Since our last report, Ukraine has received substantial amounts of Western weapons, including High-Mobility Artillery Rocket Systems (HIMARS), anti-aircraft missile launchers, tanks, rockets, radar systems, drones and artillery shells (including HIMARS ammunition). Western countries have also continued to train Ukrainian personnel in Europe. In early July, the UK expanded its training programme and launched a major training operation for up to 10,000 Ukrainian soldiers over the course of the next few months. The US Air Force announced in early August it was exploring expanding its training to include the use of NATO-compatible aircraft. These efforts (and others) have already made a significant difference in Ukraine’s ability to defend its territory; in the words of Valeriy Zaluzhniy, commander-in-chief of the Ukrainian Armed Forces, the “timely arrival” of HIMARS in particular has been an “important factor” in retaining “defensive lines and positions”.
However, these contributions represent a small fraction of what Western countries are capable of providing. For example, Atlantic Council Security expert Richard Hooker points out that the US “stood up large, comprehensive, across-the-board training in Iraq and Afghanistan, including weapons systems and logistical support”. In contrast, the West has “put nothing like that on offer for Ukraine”. The West has contributed a small fraction of what it has to offer; meanwhile, requests from Ukraine have only increased in terms of both quantity and urgency. As the conflict grinds on, this trend will continue.

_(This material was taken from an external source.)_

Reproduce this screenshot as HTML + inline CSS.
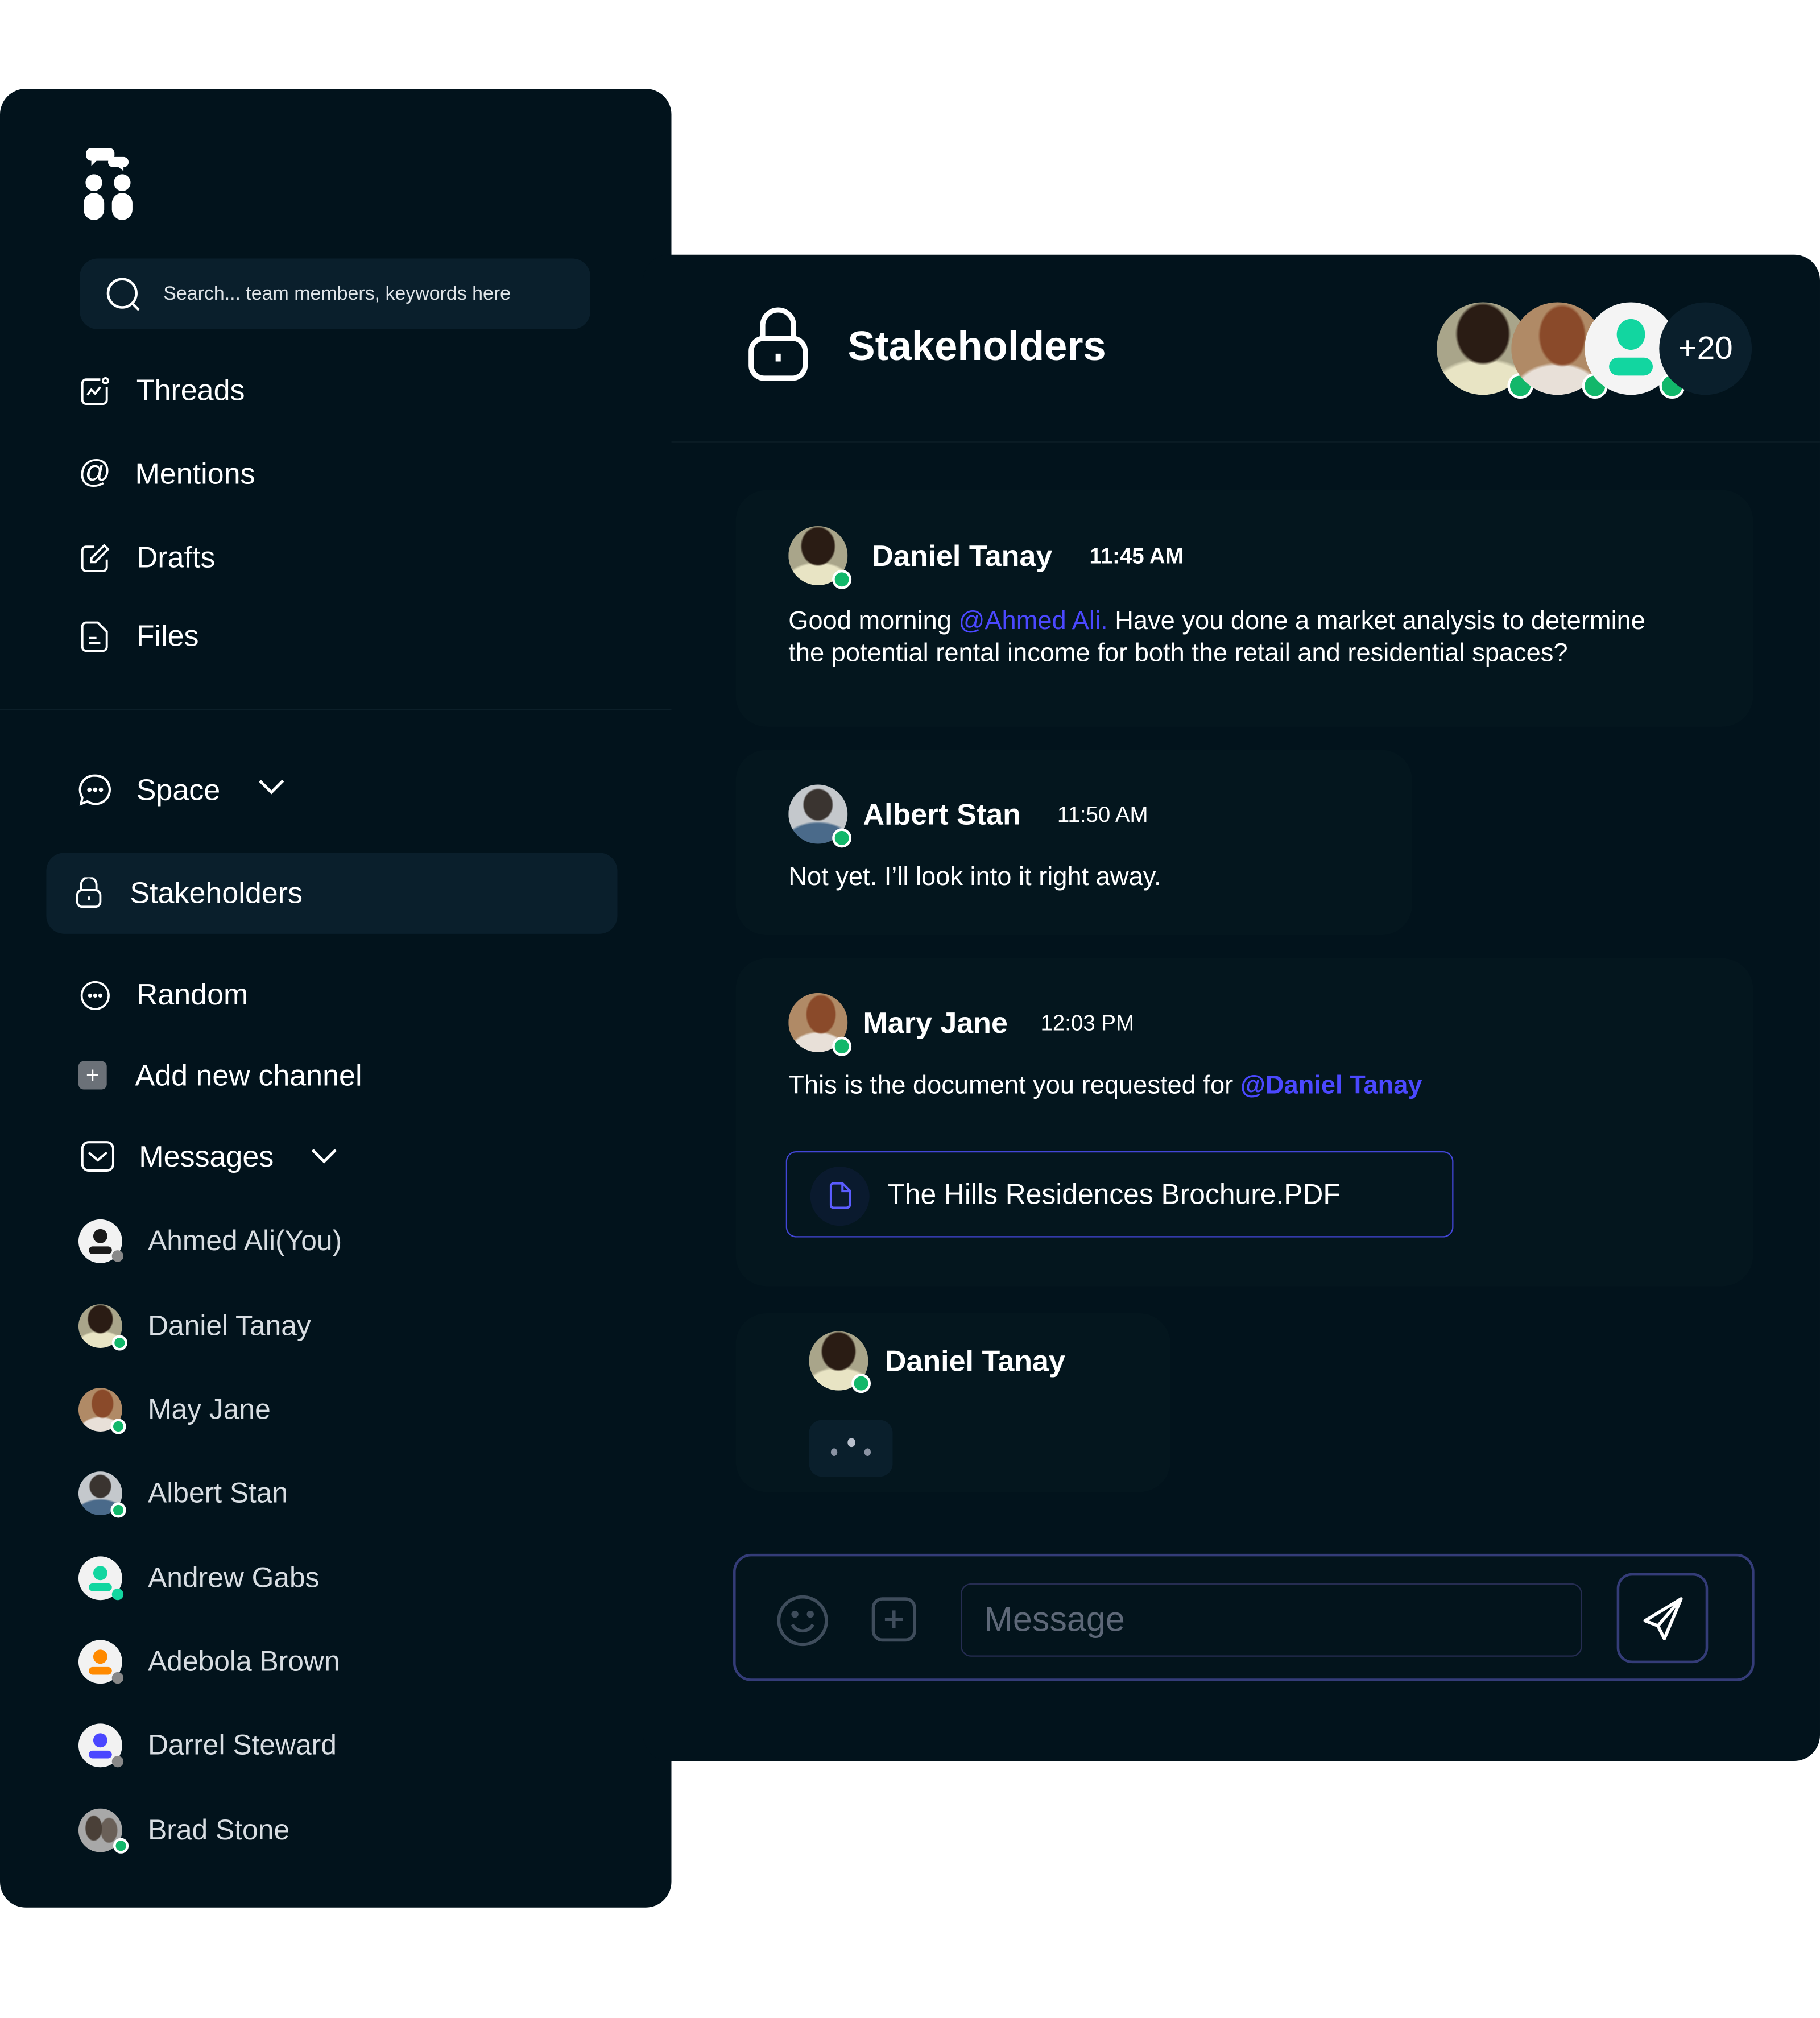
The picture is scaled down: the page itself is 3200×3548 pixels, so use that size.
<!DOCTYPE html>
<html><head><meta charset="utf-8">
<style>
html,body{margin:0;padding:0;background:#fff;}
body{width:3200px;height:3547px;overflow:hidden;position:relative;font-family:"Liberation Sans",sans-serif;}
#s{position:absolute;left:0;top:0;width:1415px;height:1569px;transform:scale(2.26148);transform-origin:0 0;}
.a{position:absolute;}
.side{left:0;top:69px;width:522px;height:1414px;background:#02131c;border-radius:20px;}
.main{left:500px;top:198px;width:915px;height:1171px;background:#02131c;border-radius:20px;}
.t{position:absolute;color:#fff;white-space:nowrap;line-height:1;}
.nav{font-size:23px;}
.ic{position:absolute;}
.card{position:absolute;background:#04161e;border-radius:24px;}
.av{position:absolute;border-radius:50%;overflow:hidden;}
.dot{position:absolute;border-radius:50%;background:#12b76a;border:2px solid #fff;}
.gdot{position:absolute;border-radius:50%;background:#888;}
.cn{font-size:22px;color:#d8dde2;}
.dt{background:radial-gradient(ellipse 30% 34% at 50% 34%,#2a1c14 0 90%,transparent 100%),radial-gradient(ellipse 60% 40% at 50% 100%,#e8e4c4 0 90%,transparent 100%),#a9a58a;}
.mj{background:radial-gradient(ellipse 26% 34% at 55% 36%,#8a4a2a 0 90%,transparent 100%),radial-gradient(ellipse 50% 35% at 50% 100%,#e8e0d8 0 90%,transparent 100%),#b08a66;}
.as{background:radial-gradient(ellipse 26% 28% at 50% 34%,#3a3430 0 90%,transparent 100%),radial-gradient(ellipse 60% 38% at 50% 100%,#4a6a8a 0 90%,transparent 100%),#c4c8cc;}
.bs{background:radial-gradient(ellipse 20% 30% at 35% 45%,#4a4038 0 90%,transparent 100%),radial-gradient(ellipse 20% 30% at 70% 50%,#6a6058 0 90%,transparent 100%),#a8a8a8;}
</style></head><body>
<div id="s">
<div class="a side"></div>
<div class="a main"></div>
<div class="a" style="left:522px;top:343px;width:893px;height:1px;background:#0a1c25"></div>
<div class="a" style="left:0;top:551px;width:522px;height:1px;background:#0c1f29"></div>

<svg class="ic" style="left:62px;top:113px" width="48" height="60" viewBox="0 0 48 60">
<rect x="5" y="2" width="22" height="10" rx="4" fill="#fff"/><path d="M9 11l0 5 5-5z" fill="#fff"/>
<rect x="22" y="9" width="16" height="8" rx="4" fill="#fff"/><path d="M29 16l5 4 0-4z" fill="#fff"/>
<circle cx="11" cy="29" r="6.5" fill="#fff"/><circle cx="33" cy="29" r="6.5" fill="#fff"/>
<rect x="3" y="37" width="16" height="21" rx="8" fill="#fff"/><rect x="25" y="37" width="16" height="21" rx="8" fill="#fff"/>
</svg>

<div class="a" style="left:62px;top:201px;width:397px;height:55px;background:#0a1f2c;border-radius:14px"></div>
<svg class="ic" style="left:82px;top:214px" width="30" height="30" viewBox="0 0 30 30" fill="none" stroke="#fff" stroke-width="2"><circle cx="13" cy="14" r="11"/><path d="M21 22l5 5"/></svg>
<div class="t" style="left:127px;top:221px;font-size:15px;color:#dfe4e8">Search... team members, keywords here</div>

<svg class="ic" style="left:62px;top:292px" width="24" height="24" viewBox="0 0 24 24" fill="none" stroke="#fff" stroke-width="1.7"><path d="M16 3H5a3 3 0 0 0-3 3v13a3 3 0 0 0 3 3h13a3 3 0 0 0 3-3V9"/><circle cx="20" cy="4" r="2"/><path d="M6 15l3-4 3 3 4-5"/></svg>
<div class="t nav" style="left:106px;top:292px">Threads</div>
<div class="t" style="left:61px;top:355px;font-size:25px">@</div>
<div class="t nav" style="left:105px;top:357px">Mentions</div>
<svg class="ic" style="left:62px;top:422px" width="24" height="24" viewBox="0 0 24 24" fill="none" stroke="#fff" stroke-width="1.7"><path d="M11 3H5a3 3 0 0 0-3 3v13a3 3 0 0 0 3 3h13a3 3 0 0 0 3-3v-6"/><path d="M19 2l3 3-10 10H9v-3z"/></svg>
<div class="t nav" style="left:106px;top:422px">Drafts</div>
<svg class="ic" style="left:63px;top:483px" width="22" height="24" viewBox="0 0 22 24" fill="none" stroke="#fff" stroke-width="1.7"><path d="M4 1h9l7 7v12a3 3 0 0 1-3 3H4a3 3 0 0 1-3-3V4a3 3 0 0 1 3-3z"/><path d="M6 13h6M6 17h9"/></svg>
<div class="t nav" style="left:106px;top:483px">Files</div>

<svg class="ic" style="left:61px;top:601px" width="26" height="26" viewBox="0 0 26 26" fill="none" stroke="#fff" stroke-width="1.8"><path d="M13 2a11 11 0 1 1-6 20l-5 2 1-5A11 11 0 0 1 13 2z"/><circle cx="8.5" cy="13" r=".8" fill="#fff"/><circle cx="13" cy="13" r=".8" fill="#fff"/><circle cx="17.5" cy="13" r=".8" fill="#fff"/></svg>
<div class="t nav" style="left:106px;top:603px">Space</div>
<svg class="ic" style="left:200px;top:605px" width="22" height="14" viewBox="0 0 22 14" fill="none" stroke="#fff" stroke-width="2.2"><path d="M2 2l9 9 9-9"/></svg>

<div class="a" style="left:36px;top:663px;width:444px;height:63px;background:#0a1f2c;border-radius:14px"></div>
<svg class="ic" style="left:59px;top:682px" width="20" height="24" viewBox="0 0 20 24" fill="none" stroke="#fff" stroke-width="1.7"><path d="M4 10V6a6 6 0 0 1 12 0v4"/><rect x="1" y="10" width="18" height="13" rx="4"/><path d="M10 15v3"/></svg>
<div class="t nav" style="left:101px;top:683px">Stakeholders</div>

<svg class="ic" style="left:62px;top:762px" width="24" height="24" viewBox="0 0 24 24" fill="none" stroke="#fff" stroke-width="1.6"><circle cx="12" cy="12" r="10.5"/><circle cx="8" cy="12" r=".8" fill="#fff"/><circle cx="12" cy="12" r=".8" fill="#fff"/><circle cx="16" cy="12" r=".8" fill="#fff"/></svg>
<div class="t nav" style="left:106px;top:762px">Random</div>
<div class="a" style="left:61px;top:825px;width:22px;height:22px;background:#6b7178;border-radius:4px;color:#fff;font-size:18px;line-height:22px;text-align:center">+</div>
<div class="t nav" style="left:105px;top:825px">Add new channel</div>
<svg class="ic" style="left:63px;top:887px" width="26" height="24" viewBox="0 0 26 24" fill="none" stroke="#fff" stroke-width="1.8"><rect x="1" y="1" width="24" height="22" rx="5"/><path d="M6 9l7 6 7-6"/></svg>
<div class="t nav" style="left:108px;top:888px">Messages</div>
<svg class="ic" style="left:241px;top:892px" width="22" height="14" viewBox="0 0 22 14" fill="none" stroke="#fff" stroke-width="2.2"><path d="M2 2l9 9 9-9"/></svg>

<div class="av" style="left:61px;top:948px;width:34px;height:34px;background:#f2f2f2"><svg width="34" height="34"><circle cx="17" cy="13" r="5.5" fill="#1a1a1a"/><rect x="8" y="21" width="18" height="6" rx="3" fill="#1a1a1a"/></svg></div><div class="gdot" style="left:87px;top:972px;width:9px;height:9px"></div>
<div class="t cn" style="left:115px;top:954px">Ahmed Ali(You)</div>
<div class="av dt" style="left:61px;top:1014px;width:34px;height:34px"></div><div class="dot" style="left:87px;top:1038px;width:8px;height:8px"></div>
<div class="t cn" style="left:115px;top:1020px">Daniel Tanay</div>
<div class="av mj" style="left:61px;top:1079px;width:34px;height:34px"></div><div class="dot" style="left:86px;top:1103px;width:8px;height:8px"></div>
<div class="t cn" style="left:115px;top:1085px">May Jane</div>
<div class="av as" style="left:61px;top:1144px;width:34px;height:34px"></div><div class="dot" style="left:86px;top:1168px;width:8px;height:8px"></div>
<div class="t cn" style="left:115px;top:1150px">Albert Stan</div>
<div class="av" style="left:61px;top:1210px;width:34px;height:34px;background:#f2f2f2"><svg width="34" height="34"><circle cx="17" cy="13" r="5.5" fill="#12d6a0"/><rect x="8" y="21" width="18" height="6" rx="3" fill="#12d6a0"/></svg></div><div class="a" style="left:87px;top:1235px;width:9px;height:9px;border-radius:50%;background:#12d6a0"></div>
<div class="t cn" style="left:115px;top:1216px">Andrew Gabs</div>
<div class="av" style="left:61px;top:1275px;width:34px;height:34px;background:#f2f2f2"><svg width="34" height="34"><circle cx="17" cy="13" r="5.5" fill="#ff8a00"/><rect x="8" y="21" width="18" height="6" rx="3" fill="#ff8a00"/></svg></div><div class="gdot" style="left:87px;top:1300px;width:9px;height:9px"></div>
<div class="t cn" style="left:115px;top:1281px">Adebola Brown</div>
<div class="av" style="left:61px;top:1340px;width:34px;height:34px;background:#f2f2f2"><svg width="34" height="34"><circle cx="17" cy="13" r="5.5" fill="#4a46ff"/><rect x="8" y="21" width="18" height="6" rx="3" fill="#4a46ff"/></svg></div><div class="gdot" style="left:87px;top:1365px;width:9px;height:9px"></div>
<div class="t cn" style="left:115px;top:1346px">Darrel Steward</div>
<div class="av bs" style="left:61px;top:1406px;width:34px;height:34px"></div><div class="dot" style="left:88px;top:1429px;width:8px;height:8px"></div>
<div class="t cn" style="left:115px;top:1412px">Brad Stone</div>

<svg class="ic" style="left:581px;top:239px" width="48" height="57" viewBox="0 0 48 57" fill="none" stroke="#fff" stroke-width="4"><path d="M12 24V14a12 12 0 0 1 24 0v10"/><rect x="3" y="24" width="42" height="31" rx="10"/><path d="M24 36v6"/></svg>
<div class="t" style="left:659px;top:253px;font-size:32px;font-weight:bold">Stakeholders</div>
<div class="av dt" style="left:1117px;top:235px;width:72px;height:72px"></div>
<div class="dot" style="left:1172px;top:290px;width:16px;height:16px"></div>
<div class="av mj" style="left:1175px;top:235px;width:72px;height:72px"></div>
<div class="dot" style="left:1230px;top:290px;width:16px;height:16px"></div>
<div class="av" style="left:1232px;top:235px;width:72px;height:72px;background:#f4f4f4"><svg width="72" height="72"><ellipse cx="36" cy="25" rx="11" ry="12" fill="#12d6a0"/><rect x="19" y="43" width="34" height="14" rx="7" fill="#12d6a0"/></svg></div>
<div class="dot" style="left:1290px;top:290px;width:16px;height:16px"></div>
<div class="av" style="left:1290px;top:235px;width:72px;height:72px;background:#0a1f2c;color:#fff;font-size:25px;line-height:72px;text-align:center">+20</div>

<div class="card" style="left:572px;top:381px;width:791px;height:184px"></div>
<div class="av dt" style="left:613px;top:409px;width:46px;height:46px"></div>
<div class="dot" style="left:647px;top:443px;width:11px;height:11px"></div>
<div class="t" style="left:678px;top:421px;font-size:23px;font-weight:bold">Daniel Tanay</div>
<div class="t" style="left:847px;top:424px;font-size:17px;font-weight:bold">11:45 AM</div>
<div class="t" style="left:613px;top:471px;font-size:20px;line-height:25px;white-space:normal;width:680px">Good morning <span style="color:#4b48ff">@Ahmed Ali.</span> Have you done a market analysis to determine the potential rental income for both the retail and residential spaces?</div>

<div class="card" style="left:572px;top:583px;width:526px;height:144px"></div>
<div class="av as" style="left:613px;top:610px;width:46px;height:46px"></div>
<div class="dot" style="left:647px;top:644px;width:11px;height:11px"></div>
<div class="t" style="left:671px;top:622px;font-size:23px;font-weight:bold">Albert Stan</div>
<div class="t" style="left:822px;top:625px;font-size:17px">11:50 AM</div>
<div class="t" style="left:613px;top:672px;font-size:20px">Not yet. I’ll look into it right away.</div>

<div class="card" style="left:572px;top:745px;width:791px;height:255px"></div>
<div class="av mj" style="left:613px;top:772px;width:46px;height:46px"></div>
<div class="dot" style="left:647px;top:806px;width:11px;height:11px"></div>
<div class="t" style="left:671px;top:784px;font-size:23px;font-weight:bold">Mary Jane</div>
<div class="t" style="left:809px;top:787px;font-size:17px">12:03 PM</div>
<div class="t" style="left:613px;top:834px;font-size:20px">This is the document you requested for <b style="color:#4b48ff">@Daniel Tanay</b></div>
<div class="a" style="left:611px;top:895px;width:519px;height:67px;border:1.5px solid #4346d8;border-radius:8px;box-sizing:border-box"></div>
<div class="a" style="left:630px;top:907px;width:46px;height:46px;border-radius:50%;background:#0a1a2e"></div>
<svg class="ic" style="left:645px;top:919px" width="17" height="21" viewBox="0 0 17 21" fill="none" stroke="#5a5cff" stroke-width="1.8"><path d="M3 1h7l6 6v10a3 3 0 0 1-3 3H3a2 2 0 0 1-2-2V3a2 2 0 0 1 2-2z"/><path d="M10 1v6h6"/></svg>
<div class="t" style="left:690px;top:918px;font-size:22px">The Hills Residences Brochure.PDF</div>

<div class="card" style="left:572px;top:1021px;width:338px;height:139px"></div>
<div class="av dt" style="left:629px;top:1035px;width:46px;height:46px"></div>
<div class="dot" style="left:662px;top:1068px;width:11px;height:11px"></div>
<div class="t" style="left:688px;top:1047px;font-size:23px;font-weight:bold">Daniel Tanay</div>
<div class="a" style="left:629px;top:1104px;width:65px;height:44px;background:#0a1f2c;border-radius:10px"></div>
<div class="a" style="left:646px;top:1126px;width:5px;height:6px;border-radius:50%;background:#8a93a3"></div>
<div class="a" style="left:659px;top:1118px;width:6px;height:7px;border-radius:50%;background:#b8bfcc"></div>
<div class="a" style="left:672px;top:1126px;width:5px;height:6px;border-radius:50%;background:#8a93a3"></div>

<div class="a" style="left:570px;top:1208px;width:794px;height:99px;border:2px solid #343c78;border-radius:14px;box-sizing:border-box;background:#03141c"></div>
<svg class="ic" style="left:603px;top:1239px" width="42" height="42" viewBox="0 0 42 42" fill="none" stroke="#3f4d5c" stroke-width="2.5"><circle cx="21" cy="21" r="18.5"/><path d="M13 24a9 9 0 0 0 16 0"/><circle cx="15" cy="16" r="1.5" fill="#3f4d5c"/><circle cx="27" cy="16" r="1.5" fill="#3f4d5c"/></svg>
<svg class="ic" style="left:677px;top:1241px" width="36" height="36" viewBox="0 0 36 36" fill="none" stroke="#3f4d5c" stroke-width="2.5"><rect x="2" y="2" width="32" height="32" rx="7"/><path d="M18 11v14M11 18h14"/></svg>
<div class="a" style="left:747px;top:1231px;width:483px;height:57px;border:1px solid #262d52;border-radius:8px;box-sizing:border-box"></div>
<div class="t" style="left:765px;top:1246px;font-size:27px;color:#5e6878">Message</div>
<div class="a" style="left:1257px;top:1223px;width:71px;height:70px;border:2px solid #343c78;border-radius:12px;box-sizing:border-box"></div>
<svg class="ic" style="left:1276px;top:1240px" width="34" height="36" viewBox="0 0 34 36" fill="none" stroke="#fff" stroke-width="2.5" stroke-linejoin="round"><path d="M31 3L3 20l10 4 5 10z"/><path d="M13 24L31 3"/></svg>
</div>
</body></html>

Experts disagree whether the hesitancy of several large Western allies is a sign of a cautious initial approach in preparation for further engagement, or a political choice to accept a minimum amount of Russian aggression. The former is certainly possible, and perhaps ideal. As many experts observe, the conflict in Ukraine has unspoken rules and red lines that serve a vital purpose in preventing the conflict from expanding. Western countries would do well to observe them. In addition, accidental escalation due to insufficient coordination and communication is not out of the question. Putin’s threats, including “hitting new targets” should the West provide long-range weapons to Ukraine, must be taken seriously as real possibilities.
However, without a more coherent approach, Ukraine’s supporters cannot coordinate effectively on the decision to provide more provocative aid. At present, decisions about how to support Ukraine currently vary according to how closely each nation links their own security to Ukraine’s fate. While this discredits Putin’s claims that the West is to blame for the war in Ukraine, it makes coordination a lot more complicated. Expert Liana Fix (Programme Director for International Affairs at the Körber-Stiftung research centre) explains: “Poland and the Baltics, for example, see Ukraine’s security as their own security”, adding that they are more willing to make significant contributions. By contrast, Germany and France are very concerned about escalation management. Fix points out that while the “aims of Poland and the Baltics in general are to weaken Russia”, this is not necessarily an aim that France or Germany share. For example, “Germany’s chancellor has been hesitant to say, ‘Ukraine has to win.’ He will instead say, ‘Ukraine should not lose this war,’ or ‘Russia should not win.’ From these comments and statements one can see that there are differences.”
Under a shared vision of a successful outcome for Ukraine, taking its lead from Ukraine itself, the country’s supporters will have more clarity on how to appropriately supply equipment and training. A coherent approach of this kind may require a joint-training command beyond the existing US EUCOM Control Centre, including perhaps NATO leadership (as experts point out, NATO is already involved). At the very least, there must be a clear, united vision of how to define success in Ukraine, and what types of aid are necessary to achieve that end, including perhaps tapping into the operational avenues Western countries already have.
The consensus among Ukraine observers is that this conflict will continue for many more months at least. Ukraine will continue to ask the West for more support, and meeting Ukraine’s needs on the battlefield will always require an informed, deliberate management of the risk of Russian retaliation. The West must be prepared to respond effectively to Ukraine’s needs in this landscape. Ultimately, Ukraine’s supporters will be better prepared to navigate this conflict strategically, and avoid unintended escalation, if they share a united vision of success. In that way, Ukraine’s supporters can more effectively aid Ukraine and help hasten the end of the war.